- **What this task involves**
Will you output all of the data below exactly, omitting the images?

- **Data**
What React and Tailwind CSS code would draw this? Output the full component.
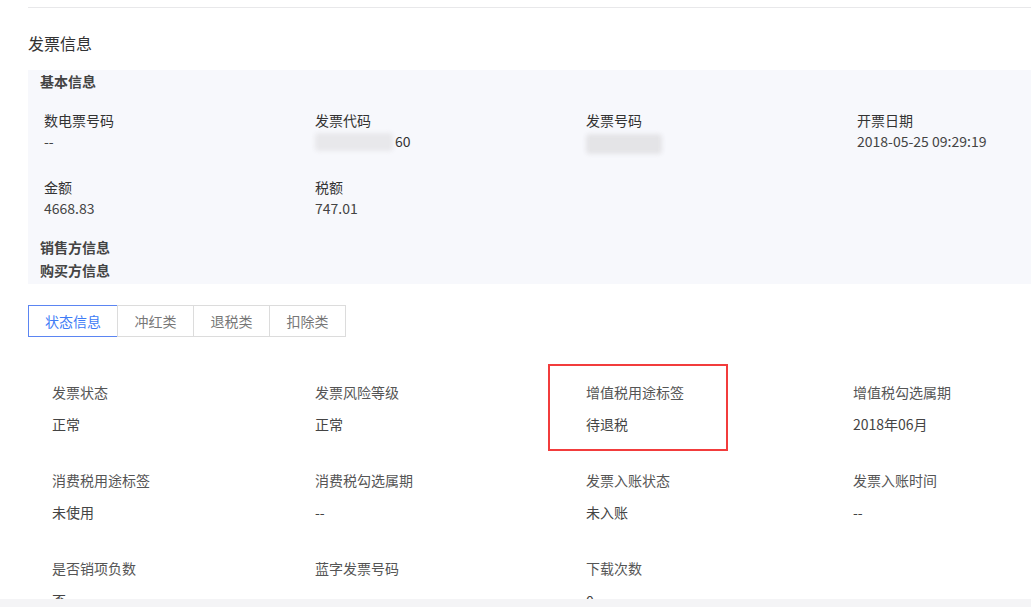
import React from "react";

const basicRows = [
  [
    { label: "数电票号码", value: "--" },
    { label: "发票代码", value: "code" },
    { label: "发票号码", value: "number" },
    { label: "开票日期", value: "2018-05-25 09:29:19" },
  ],
  [
    { label: "金额", value: "4668.83" },
    { label: "税额", value: "747.01" },
  ],
];

const statusItems = [
  { label: "发票状态", value: "正常" },
  { label: "发票风险等级", value: "正常" },
  { label: "增值税用途标签", value: "待退税" },
  { label: "增值税勾选属期", value: "2018年06月" },
  { label: "消费税用途标签", value: "未使用" },
  { label: "消费税勾选属期", value: "--" },
  { label: "发票入账状态", value: "未入账" },
  { label: "发票入账时间", value: "--" },
  { label: "是否销项负数", value: "否" },
  { label: "蓝字发票号码", value: "" },
  { label: "下载次数", value: "0" },
];

const tabs = ["状态信息", "冲红类", "退税类", "扣除类"];

function Redacted({ value }) {
  if (value === "code") {
    return (
      <span className="flex items-center h-[21px]">
        <span className="inline-block w-[78px] h-[18px] bg-[#e8e8eb] blur-[2px] rounded-sm" />
        <span className="ml-[2px]">60</span>
      </span>
    );
  }
  return (
    <span className="flex items-center h-[21px]">
      <span className="inline-block w-[76px] h-[20px] mt-[4px] bg-[#e4e4e7] blur-[2px] rounded-sm" />
    </span>
  );
}

export default function App() {
  return (
    <div
      className="relative w-[1031px] h-[607px] overflow-hidden bg-white text-[#333]"
      style={{ fontFamily: '"Noto Sans CJK SC", "Noto Sans", sans-serif' }}
    >
      <div className="pl-[28px]">
        <div className="mt-[7px] border-t border-[#e8e8ea]" />
        <h2 className="mt-[24px] text-[16px] leading-[22px] text-[#333]">发票信息</h2>

        <div className="mt-[16px] bg-[#f7f8fc] pl-[12px] pb-[2px]">
          <div className="text-[14px] leading-[22px] font-semibold text-[#444]">基本信息</div>
          {basicRows.map((row, i) => (
            <div
              key={i}
              className={`ml-[4px] grid grid-cols-[271px_271px_271px_1fr] text-[14px] leading-[21px] ${
                i === 0 ? "mt-[18px]" : "mt-[25px]"
              }`}
            >
              {row.map((item) => (
                <div key={item.label}>
                  <div className="text-[#333]">{item.label}</div>
                  {item.value === "code" || item.value === "number" ? (
                    <Redacted value={item.value} />
                  ) : (
                    <div className="text-[#444]">{item.value}</div>
                  )}
                </div>
              ))}
            </div>
          ))}
          <div className="mt-[17px] text-[14px] leading-[23px] font-semibold text-[#444]">销售方信息</div>
          <div className="text-[14px] leading-[23px] font-semibold text-[#444]">购买方信息</div>
        </div>

        <div className="mt-[21px] flex h-[32px] text-[14px]">
          {tabs.map((t, i) => (
            <div
              key={t}
              className={`flex items-center justify-center border ${
                i === 0
                  ? "w-[90px] border-[#5b85f2] text-[#3d7bf6]"
                  : "w-[77px] -ml-px border-[#dcdcdc] text-[#777]"
              }`}
            >
              {t}
            </div>
          ))}
        </div>

        <div className="mt-[45px] pl-[24px] grid grid-cols-[263px_271px_267px_1fr] gap-y-[36px] text-[14px] leading-[20px]">
          {statusItems.map((item) => (
            <div key={item.label}>
              <div className="text-[#555]">{item.label}</div>
              <div className="mt-[12px] h-[20px] text-[#444]">{item.value}</div>
            </div>
          ))}
        </div>
      </div>

      <div className="absolute left-[548px] top-[364px] w-[180px] h-[87px] border-2 border-[#f23c3c]" />
      <div className="absolute left-0 right-0 bottom-0 h-[8px] bg-[#f4f4f6]" />
    </div>
  );
}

- **Answer to this exercise**
What React and Tailwind CSS code would draw this? Output the full component.
import React from "react";

const basicRows = [
  [
    { label: "数电票号码", value: "--" },
    { label: "发票代码", value: "code" },
    { label: "发票号码", value: "number" },
    { label: "开票日期", value: "2018-05-25 09:29:19" },
  ],
  [
    { label: "金额", value: "4668.83" },
    { label: "税额", value: "747.01" },
  ],
];

const statusItems = [
  { label: "发票状态", value: "正常" },
  { label: "发票风险等级", value: "正常" },
  { label: "增值税用途标签", value: "待退税" },
  { label: "增值税勾选属期", value: "2018年06月" },
  { label: "消费税用途标签", value: "未使用" },
  { label: "消费税勾选属期", value: "--" },
  { label: "发票入账状态", value: "未入账" },
  { label: "发票入账时间", value: "--" },
  { label: "是否销项负数", value: "否" },
  { label: "蓝字发票号码", value: "" },
  { label: "下载次数", value: "0" },
];

const tabs = ["状态信息", "冲红类", "退税类", "扣除类"];

function Redacted({ value }) {
  if (value === "code") {
    return (
      <span className="flex items-center h-[21px]">
        <span className="inline-block w-[78px] h-[18px] bg-[#e8e8eb] blur-[2px] rounded-sm" />
        <span className="ml-[2px]">60</span>
      </span>
    );
  }
  return (
    <span className="flex items-center h-[21px]">
      <span className="inline-block w-[76px] h-[20px] mt-[4px] bg-[#e4e4e7] blur-[2px] rounded-sm" />
    </span>
  );
}

export default function App() {
  return (
    <div
      className="relative w-[1031px] h-[607px] overflow-hidden bg-white text-[#333]"
      style={{ fontFamily: '"Noto Sans CJK SC", "Noto Sans", sans-serif' }}
    >
      <div className="pl-[28px]">
        <div className="mt-[7px] border-t border-[#e8e8ea]" />
        <h2 className="mt-[24px] text-[16px] leading-[22px] text-[#333]">发票信息</h2>

        <div className="mt-[16px] bg-[#f7f8fc] pl-[12px] pb-[2px]">
          <div className="text-[14px] leading-[22px] font-semibold text-[#444]">基本信息</div>
          {basicRows.map((row, i) => (
            <div
              key={i}
              className={`ml-[4px] grid grid-cols-[271px_271px_271px_1fr] text-[14px] leading-[21px] ${
                i === 0 ? "mt-[18px]" : "mt-[25px]"
              }`}
            >
              {row.map((item) => (
                <div key={item.label}>
                  <div className="text-[#333]">{item.label}</div>
                  {item.value === "code" || item.value === "number" ? (
                    <Redacted value={item.value} />
                  ) : (
                    <div className="text-[#444]">{item.value}</div>
                  )}
                </div>
              ))}
            </div>
          ))}
          <div className="mt-[17px] text-[14px] leading-[23px] font-semibold text-[#444]">销售方信息</div>
          <div className="text-[14px] leading-[23px] font-semibold text-[#444]">购买方信息</div>
        </div>

        <div className="mt-[21px] flex h-[32px] text-[14px]">
          {tabs.map((t, i) => (
            <div
              key={t}
              className={`flex items-center justify-center border ${
                i === 0
                  ? "w-[90px] border-[#5b85f2] text-[#3d7bf6]"
                  : "w-[77px] -ml-px border-[#dcdcdc] text-[#777]"
              }`}
            >
              {t}
            </div>
          ))}
        </div>

        <div className="mt-[45px] pl-[24px] grid grid-cols-[263px_271px_267px_1fr] gap-y-[36px] text-[14px] leading-[20px]">
          {statusItems.map((item) => (
            <div key={item.label}>
              <div className="text-[#555]">{item.label}</div>
              <div className="mt-[12px] h-[20px] text-[#444]">{item.value}</div>
            </div>
          ))}
        </div>
      </div>

      <div className="absolute left-[548px] top-[364px] w-[180px] h-[87px] border-2 border-[#f23c3c]" />
      <div className="absolute left-0 right-0 bottom-0 h-[8px] bg-[#f4f4f6]" />
    </div>
  );
}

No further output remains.